#### The data

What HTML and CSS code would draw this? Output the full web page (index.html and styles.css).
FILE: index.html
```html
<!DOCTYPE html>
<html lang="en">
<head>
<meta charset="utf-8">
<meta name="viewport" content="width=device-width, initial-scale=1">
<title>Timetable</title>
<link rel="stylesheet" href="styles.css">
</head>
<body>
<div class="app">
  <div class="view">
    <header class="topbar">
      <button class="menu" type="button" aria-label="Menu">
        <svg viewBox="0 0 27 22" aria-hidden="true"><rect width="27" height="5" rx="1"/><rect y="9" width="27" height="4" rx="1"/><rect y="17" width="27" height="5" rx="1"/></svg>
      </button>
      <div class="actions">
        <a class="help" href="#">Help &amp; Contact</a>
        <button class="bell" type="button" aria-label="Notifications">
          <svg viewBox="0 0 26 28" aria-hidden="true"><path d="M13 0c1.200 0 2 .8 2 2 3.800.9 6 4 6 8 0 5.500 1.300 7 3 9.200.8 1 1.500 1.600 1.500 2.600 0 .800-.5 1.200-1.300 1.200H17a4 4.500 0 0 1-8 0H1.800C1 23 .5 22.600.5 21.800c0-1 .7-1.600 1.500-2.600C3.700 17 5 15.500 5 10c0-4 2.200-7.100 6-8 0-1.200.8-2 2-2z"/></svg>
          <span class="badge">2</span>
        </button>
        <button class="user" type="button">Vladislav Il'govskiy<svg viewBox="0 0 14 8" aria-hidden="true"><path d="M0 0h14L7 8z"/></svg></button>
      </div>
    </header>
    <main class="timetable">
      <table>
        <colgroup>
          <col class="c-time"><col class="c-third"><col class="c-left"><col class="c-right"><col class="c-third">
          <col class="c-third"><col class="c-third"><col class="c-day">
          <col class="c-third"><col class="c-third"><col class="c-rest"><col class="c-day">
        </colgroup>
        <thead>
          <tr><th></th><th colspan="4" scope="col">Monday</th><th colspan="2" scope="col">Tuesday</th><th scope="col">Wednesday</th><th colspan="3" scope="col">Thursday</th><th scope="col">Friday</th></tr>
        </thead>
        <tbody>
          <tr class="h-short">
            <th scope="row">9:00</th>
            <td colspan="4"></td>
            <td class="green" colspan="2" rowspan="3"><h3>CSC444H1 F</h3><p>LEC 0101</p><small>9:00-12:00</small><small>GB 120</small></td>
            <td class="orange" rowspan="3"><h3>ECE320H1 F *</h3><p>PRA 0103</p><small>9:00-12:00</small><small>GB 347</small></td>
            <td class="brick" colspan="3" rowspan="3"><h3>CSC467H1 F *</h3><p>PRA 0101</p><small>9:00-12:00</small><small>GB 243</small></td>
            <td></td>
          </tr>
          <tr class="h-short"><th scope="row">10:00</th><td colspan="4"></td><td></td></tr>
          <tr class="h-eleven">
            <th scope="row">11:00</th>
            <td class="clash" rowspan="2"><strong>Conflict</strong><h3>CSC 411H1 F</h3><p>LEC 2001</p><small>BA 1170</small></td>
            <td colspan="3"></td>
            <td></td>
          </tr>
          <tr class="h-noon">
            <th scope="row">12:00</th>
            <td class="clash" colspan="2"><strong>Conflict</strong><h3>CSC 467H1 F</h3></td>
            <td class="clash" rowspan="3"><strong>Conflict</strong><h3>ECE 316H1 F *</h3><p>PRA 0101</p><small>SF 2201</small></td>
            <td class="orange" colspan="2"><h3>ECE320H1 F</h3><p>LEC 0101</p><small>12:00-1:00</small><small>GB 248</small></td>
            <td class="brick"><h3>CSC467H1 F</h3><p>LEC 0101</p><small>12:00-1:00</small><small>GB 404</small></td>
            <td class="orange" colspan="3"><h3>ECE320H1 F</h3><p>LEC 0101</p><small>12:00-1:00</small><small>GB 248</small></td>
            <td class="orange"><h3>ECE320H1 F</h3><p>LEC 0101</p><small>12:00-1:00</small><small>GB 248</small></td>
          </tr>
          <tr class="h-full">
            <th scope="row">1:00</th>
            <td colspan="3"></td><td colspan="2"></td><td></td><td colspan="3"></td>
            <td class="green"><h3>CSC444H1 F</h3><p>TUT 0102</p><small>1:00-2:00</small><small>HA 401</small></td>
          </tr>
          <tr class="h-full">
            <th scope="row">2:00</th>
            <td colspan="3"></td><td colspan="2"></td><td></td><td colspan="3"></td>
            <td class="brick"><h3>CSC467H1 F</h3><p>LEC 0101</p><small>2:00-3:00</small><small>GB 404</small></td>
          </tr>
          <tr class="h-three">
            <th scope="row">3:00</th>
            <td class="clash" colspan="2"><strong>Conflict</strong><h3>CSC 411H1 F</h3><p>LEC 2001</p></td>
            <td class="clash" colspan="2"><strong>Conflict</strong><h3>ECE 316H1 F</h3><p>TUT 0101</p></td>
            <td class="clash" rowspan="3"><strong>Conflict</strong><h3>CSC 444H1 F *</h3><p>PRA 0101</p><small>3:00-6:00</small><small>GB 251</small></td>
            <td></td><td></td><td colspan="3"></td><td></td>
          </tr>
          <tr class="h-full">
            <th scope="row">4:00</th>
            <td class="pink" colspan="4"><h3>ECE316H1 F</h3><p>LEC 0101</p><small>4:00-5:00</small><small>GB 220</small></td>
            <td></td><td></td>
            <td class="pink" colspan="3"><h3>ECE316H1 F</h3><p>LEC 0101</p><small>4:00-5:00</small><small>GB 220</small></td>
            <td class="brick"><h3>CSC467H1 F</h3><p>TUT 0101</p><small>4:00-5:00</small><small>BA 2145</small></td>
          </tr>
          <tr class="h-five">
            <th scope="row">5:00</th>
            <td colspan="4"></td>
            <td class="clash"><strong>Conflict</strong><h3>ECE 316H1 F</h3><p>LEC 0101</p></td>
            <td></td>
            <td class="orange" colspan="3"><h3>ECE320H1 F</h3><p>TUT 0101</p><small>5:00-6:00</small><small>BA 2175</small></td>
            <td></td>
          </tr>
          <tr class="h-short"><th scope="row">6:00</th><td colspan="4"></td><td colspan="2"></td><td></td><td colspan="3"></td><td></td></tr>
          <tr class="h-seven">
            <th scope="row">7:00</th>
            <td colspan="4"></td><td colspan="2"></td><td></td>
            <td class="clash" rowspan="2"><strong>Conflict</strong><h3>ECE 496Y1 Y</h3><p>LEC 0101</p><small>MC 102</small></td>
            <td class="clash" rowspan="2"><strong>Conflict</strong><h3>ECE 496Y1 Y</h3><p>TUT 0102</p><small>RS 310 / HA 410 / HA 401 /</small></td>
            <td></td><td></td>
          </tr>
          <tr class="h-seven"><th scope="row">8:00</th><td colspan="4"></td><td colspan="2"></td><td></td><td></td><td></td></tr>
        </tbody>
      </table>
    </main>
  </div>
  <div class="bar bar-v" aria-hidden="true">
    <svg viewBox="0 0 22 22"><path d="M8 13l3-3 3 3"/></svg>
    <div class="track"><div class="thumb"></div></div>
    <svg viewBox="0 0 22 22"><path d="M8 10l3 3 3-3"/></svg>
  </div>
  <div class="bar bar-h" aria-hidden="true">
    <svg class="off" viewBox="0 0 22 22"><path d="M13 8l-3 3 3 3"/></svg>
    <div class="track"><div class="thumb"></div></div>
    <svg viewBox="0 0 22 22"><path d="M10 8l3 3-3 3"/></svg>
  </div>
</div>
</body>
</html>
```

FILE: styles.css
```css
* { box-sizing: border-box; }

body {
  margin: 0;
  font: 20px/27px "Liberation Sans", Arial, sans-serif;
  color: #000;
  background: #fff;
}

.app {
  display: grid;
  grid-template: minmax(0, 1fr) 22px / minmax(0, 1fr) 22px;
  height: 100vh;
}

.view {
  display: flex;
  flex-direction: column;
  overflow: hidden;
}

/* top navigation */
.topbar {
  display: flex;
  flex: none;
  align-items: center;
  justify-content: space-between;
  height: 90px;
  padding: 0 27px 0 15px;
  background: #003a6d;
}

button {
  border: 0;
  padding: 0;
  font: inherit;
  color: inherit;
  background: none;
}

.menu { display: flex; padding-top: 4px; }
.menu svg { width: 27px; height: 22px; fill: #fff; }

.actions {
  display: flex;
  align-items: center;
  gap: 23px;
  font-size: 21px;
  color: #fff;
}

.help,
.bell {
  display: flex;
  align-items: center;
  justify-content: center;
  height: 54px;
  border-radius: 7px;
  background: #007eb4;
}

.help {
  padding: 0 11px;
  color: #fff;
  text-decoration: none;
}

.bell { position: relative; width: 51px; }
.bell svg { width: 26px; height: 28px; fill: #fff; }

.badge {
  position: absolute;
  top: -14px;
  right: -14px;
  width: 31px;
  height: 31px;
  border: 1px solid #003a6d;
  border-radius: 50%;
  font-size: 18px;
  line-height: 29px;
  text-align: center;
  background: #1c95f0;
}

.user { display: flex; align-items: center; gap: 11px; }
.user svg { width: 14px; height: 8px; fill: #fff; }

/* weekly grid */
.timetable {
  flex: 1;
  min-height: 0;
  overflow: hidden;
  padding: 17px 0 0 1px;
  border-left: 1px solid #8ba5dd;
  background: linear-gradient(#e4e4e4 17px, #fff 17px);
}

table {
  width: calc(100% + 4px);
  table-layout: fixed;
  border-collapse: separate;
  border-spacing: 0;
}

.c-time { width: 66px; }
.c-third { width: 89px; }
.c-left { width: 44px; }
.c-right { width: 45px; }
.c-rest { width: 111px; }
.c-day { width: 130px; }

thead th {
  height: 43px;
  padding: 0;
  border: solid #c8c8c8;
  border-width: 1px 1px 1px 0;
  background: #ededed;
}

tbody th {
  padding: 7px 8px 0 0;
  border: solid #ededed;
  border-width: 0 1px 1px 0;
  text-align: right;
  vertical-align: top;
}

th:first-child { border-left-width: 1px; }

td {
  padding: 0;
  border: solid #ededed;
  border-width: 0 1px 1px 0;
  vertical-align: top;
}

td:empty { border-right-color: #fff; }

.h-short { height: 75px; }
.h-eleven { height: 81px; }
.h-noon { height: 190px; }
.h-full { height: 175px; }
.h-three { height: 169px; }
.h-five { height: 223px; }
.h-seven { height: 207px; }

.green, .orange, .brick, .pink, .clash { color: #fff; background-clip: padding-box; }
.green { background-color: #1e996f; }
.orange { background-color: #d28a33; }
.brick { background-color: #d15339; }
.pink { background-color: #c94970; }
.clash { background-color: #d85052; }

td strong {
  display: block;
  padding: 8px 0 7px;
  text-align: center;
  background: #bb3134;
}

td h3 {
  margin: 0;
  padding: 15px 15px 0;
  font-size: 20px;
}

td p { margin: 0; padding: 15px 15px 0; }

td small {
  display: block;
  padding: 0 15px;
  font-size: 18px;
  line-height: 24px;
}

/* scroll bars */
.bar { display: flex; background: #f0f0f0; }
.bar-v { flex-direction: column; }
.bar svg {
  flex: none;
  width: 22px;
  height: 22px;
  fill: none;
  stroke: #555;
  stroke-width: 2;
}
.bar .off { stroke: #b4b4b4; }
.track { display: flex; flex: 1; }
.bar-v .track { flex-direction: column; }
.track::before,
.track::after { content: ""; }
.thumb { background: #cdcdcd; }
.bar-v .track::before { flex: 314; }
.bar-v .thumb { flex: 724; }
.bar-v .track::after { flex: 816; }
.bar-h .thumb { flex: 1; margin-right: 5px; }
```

########
#### The data

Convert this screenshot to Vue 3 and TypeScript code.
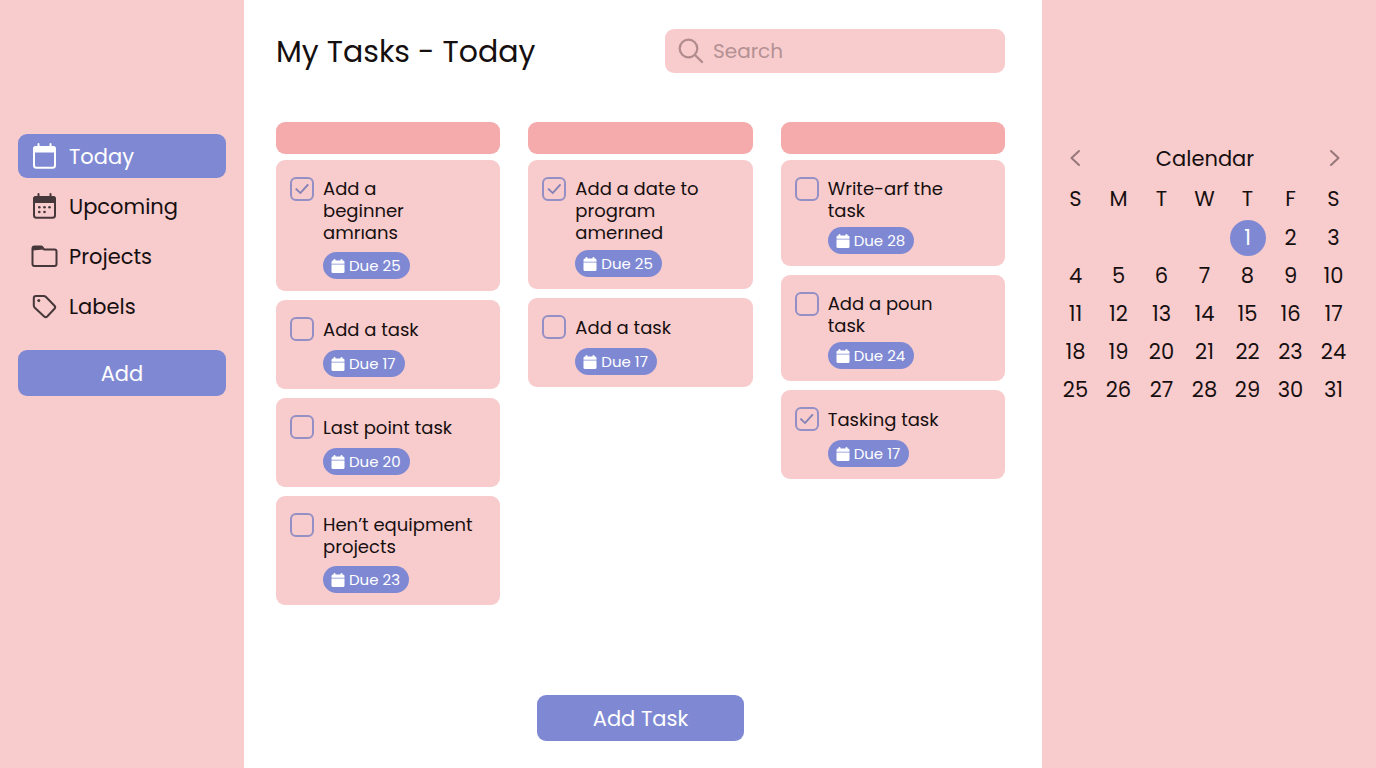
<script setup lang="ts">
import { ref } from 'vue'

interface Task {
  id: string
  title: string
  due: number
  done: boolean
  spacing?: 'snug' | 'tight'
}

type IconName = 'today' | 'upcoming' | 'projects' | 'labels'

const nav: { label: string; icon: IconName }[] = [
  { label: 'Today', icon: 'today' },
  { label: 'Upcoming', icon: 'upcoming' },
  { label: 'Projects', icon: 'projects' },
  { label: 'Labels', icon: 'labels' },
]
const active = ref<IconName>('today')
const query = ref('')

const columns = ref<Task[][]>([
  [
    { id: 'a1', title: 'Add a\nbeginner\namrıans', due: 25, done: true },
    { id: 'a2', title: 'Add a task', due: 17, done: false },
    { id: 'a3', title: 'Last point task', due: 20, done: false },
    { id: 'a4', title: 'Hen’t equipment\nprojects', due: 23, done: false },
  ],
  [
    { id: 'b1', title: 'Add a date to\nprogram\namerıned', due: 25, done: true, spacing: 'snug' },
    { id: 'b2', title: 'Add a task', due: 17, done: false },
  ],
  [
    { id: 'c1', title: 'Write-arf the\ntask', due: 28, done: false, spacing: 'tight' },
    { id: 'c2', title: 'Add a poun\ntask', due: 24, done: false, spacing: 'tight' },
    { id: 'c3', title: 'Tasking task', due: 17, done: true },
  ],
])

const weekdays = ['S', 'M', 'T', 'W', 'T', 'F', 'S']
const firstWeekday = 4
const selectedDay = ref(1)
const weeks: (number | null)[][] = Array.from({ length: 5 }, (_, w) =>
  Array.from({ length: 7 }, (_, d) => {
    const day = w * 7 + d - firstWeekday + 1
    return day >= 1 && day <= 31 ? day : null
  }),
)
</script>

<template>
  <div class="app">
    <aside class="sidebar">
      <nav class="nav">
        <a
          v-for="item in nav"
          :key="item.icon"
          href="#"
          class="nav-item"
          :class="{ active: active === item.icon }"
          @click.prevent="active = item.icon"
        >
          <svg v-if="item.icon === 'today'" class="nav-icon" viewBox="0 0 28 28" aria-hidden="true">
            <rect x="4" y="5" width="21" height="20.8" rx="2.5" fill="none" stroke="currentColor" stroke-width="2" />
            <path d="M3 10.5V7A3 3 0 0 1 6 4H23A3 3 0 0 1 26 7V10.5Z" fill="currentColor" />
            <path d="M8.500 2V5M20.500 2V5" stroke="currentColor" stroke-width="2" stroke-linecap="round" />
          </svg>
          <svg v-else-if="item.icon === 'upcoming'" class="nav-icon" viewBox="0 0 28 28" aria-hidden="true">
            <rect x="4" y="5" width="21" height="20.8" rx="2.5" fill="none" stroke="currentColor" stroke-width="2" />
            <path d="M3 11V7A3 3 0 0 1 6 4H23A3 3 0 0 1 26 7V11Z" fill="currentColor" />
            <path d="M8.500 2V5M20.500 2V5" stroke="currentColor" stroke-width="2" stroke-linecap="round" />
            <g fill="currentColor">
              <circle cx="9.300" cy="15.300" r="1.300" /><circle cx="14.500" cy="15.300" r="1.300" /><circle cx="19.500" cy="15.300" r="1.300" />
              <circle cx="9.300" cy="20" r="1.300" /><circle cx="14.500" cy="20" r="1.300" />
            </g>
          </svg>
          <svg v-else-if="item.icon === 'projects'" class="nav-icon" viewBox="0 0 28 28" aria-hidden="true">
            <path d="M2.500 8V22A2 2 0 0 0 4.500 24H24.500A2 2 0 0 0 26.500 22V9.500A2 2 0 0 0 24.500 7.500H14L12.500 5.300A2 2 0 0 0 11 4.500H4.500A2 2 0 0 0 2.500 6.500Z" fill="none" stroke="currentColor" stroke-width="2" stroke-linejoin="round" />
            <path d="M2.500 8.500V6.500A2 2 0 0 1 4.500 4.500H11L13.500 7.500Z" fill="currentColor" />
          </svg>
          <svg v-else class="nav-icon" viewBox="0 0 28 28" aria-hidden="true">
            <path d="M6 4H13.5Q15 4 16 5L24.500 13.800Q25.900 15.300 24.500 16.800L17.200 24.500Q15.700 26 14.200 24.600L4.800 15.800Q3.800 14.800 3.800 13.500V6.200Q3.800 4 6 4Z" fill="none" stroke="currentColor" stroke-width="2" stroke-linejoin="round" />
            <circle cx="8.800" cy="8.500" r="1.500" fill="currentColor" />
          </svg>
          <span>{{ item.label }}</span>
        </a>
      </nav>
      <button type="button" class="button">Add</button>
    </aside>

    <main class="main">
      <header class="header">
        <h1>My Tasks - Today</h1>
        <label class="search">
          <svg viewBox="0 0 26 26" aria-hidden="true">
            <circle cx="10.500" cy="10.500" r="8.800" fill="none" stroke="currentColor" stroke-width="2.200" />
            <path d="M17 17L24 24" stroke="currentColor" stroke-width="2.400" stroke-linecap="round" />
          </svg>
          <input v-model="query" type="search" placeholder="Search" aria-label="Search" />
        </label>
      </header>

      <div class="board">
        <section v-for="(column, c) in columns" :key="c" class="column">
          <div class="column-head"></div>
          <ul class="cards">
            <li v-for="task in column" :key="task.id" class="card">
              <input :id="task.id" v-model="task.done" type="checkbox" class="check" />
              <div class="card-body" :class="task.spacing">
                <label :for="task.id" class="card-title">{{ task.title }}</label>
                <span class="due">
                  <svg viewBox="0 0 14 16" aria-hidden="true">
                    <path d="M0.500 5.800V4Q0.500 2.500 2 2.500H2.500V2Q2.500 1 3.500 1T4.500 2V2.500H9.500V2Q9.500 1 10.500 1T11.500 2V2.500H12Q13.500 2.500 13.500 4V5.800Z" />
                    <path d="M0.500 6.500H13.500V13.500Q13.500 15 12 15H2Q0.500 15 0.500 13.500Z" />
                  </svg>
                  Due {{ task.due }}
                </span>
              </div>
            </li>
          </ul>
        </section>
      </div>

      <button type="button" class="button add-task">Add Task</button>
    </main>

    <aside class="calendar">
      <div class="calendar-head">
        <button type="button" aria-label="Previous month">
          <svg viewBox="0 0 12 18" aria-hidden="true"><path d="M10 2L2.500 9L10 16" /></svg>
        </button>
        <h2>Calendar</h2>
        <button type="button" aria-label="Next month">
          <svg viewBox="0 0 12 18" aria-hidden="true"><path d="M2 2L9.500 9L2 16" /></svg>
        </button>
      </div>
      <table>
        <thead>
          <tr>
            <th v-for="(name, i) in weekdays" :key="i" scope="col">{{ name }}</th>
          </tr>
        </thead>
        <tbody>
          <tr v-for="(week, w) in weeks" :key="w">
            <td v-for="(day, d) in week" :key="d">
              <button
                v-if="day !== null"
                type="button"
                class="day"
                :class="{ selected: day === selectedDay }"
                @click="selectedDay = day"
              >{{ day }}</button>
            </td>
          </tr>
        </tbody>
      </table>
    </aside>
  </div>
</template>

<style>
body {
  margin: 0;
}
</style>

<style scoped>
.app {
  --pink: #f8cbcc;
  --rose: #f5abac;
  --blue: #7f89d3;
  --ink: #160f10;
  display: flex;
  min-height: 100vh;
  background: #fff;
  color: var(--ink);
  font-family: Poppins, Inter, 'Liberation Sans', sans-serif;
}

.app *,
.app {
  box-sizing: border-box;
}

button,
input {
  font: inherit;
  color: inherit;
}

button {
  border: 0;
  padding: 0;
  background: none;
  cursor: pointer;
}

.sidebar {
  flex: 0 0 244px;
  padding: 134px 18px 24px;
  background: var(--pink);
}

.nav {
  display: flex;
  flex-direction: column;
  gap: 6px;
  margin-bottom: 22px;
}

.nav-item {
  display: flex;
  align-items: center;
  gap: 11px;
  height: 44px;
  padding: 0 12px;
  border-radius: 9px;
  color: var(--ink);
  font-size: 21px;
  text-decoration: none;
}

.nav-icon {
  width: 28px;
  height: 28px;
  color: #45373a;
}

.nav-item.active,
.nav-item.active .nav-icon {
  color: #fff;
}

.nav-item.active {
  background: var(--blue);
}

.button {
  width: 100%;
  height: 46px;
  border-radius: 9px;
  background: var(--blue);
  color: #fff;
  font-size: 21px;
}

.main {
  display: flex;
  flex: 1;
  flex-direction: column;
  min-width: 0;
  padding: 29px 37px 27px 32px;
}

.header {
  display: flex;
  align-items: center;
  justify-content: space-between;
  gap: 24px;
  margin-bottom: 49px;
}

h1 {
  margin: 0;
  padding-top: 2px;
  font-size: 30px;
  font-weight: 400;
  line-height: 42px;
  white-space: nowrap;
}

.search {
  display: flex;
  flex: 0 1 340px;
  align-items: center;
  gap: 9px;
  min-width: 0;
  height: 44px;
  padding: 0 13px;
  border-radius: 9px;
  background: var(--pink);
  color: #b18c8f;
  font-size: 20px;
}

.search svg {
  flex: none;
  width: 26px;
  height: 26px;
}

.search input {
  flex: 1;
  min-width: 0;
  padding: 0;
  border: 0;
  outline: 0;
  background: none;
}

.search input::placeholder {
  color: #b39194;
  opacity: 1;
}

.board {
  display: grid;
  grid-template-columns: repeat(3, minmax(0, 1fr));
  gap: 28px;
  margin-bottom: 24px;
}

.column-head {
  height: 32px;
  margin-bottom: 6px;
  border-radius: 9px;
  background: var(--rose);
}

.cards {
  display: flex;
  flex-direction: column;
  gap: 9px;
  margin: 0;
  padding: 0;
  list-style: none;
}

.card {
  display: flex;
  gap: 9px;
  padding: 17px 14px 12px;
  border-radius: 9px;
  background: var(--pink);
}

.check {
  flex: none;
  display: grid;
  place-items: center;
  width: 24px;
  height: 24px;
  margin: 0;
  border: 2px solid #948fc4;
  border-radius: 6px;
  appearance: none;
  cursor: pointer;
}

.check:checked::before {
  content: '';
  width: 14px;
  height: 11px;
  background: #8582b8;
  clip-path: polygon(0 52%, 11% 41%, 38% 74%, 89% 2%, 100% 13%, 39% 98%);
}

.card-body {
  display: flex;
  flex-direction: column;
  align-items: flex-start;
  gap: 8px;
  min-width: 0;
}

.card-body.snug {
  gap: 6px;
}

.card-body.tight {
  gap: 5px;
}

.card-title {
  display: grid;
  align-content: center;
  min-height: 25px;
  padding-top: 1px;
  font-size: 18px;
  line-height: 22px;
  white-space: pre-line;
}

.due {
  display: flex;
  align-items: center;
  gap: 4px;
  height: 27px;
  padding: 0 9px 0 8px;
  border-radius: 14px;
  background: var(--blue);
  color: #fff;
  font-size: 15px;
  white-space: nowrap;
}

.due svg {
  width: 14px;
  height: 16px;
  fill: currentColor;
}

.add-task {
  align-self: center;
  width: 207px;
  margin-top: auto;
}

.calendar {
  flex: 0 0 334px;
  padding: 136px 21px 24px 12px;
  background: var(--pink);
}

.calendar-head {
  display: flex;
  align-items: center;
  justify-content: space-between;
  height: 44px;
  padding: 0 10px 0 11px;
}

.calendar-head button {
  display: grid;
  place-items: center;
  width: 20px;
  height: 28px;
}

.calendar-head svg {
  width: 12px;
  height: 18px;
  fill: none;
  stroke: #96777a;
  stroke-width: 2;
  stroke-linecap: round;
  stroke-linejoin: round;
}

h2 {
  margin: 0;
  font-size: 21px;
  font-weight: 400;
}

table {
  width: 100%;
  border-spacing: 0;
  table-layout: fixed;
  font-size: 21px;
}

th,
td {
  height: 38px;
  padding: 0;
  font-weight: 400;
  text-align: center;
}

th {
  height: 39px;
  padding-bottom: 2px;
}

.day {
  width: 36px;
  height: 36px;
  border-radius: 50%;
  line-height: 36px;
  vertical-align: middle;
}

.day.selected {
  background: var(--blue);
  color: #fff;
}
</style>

########

Exercise prompt
Do not copy any pictures. Retype exactly the stretch from the line with "Convert this screenshot" through the line with "const query = ref('')".

Answer for the task
Convert this screenshot to Vue 3 and TypeScript code.
<script setup lang="ts">
import { ref } from 'vue'

interface Task {
  id: string
  title: string
  due: number
  done: boolean
  spacing?: 'snug' | 'tight'
}

type IconName = 'today' | 'upcoming' | 'projects' | 'labels'

const nav: { label: string; icon: IconName }[] = [
  { label: 'Today', icon: 'today' },
  { label: 'Upcoming', icon: 'upcoming' },
  { label: 'Projects', icon: 'projects' },
  { label: 'Labels', icon: 'labels' },
]
const active = ref<IconName>('today')
const query = ref('')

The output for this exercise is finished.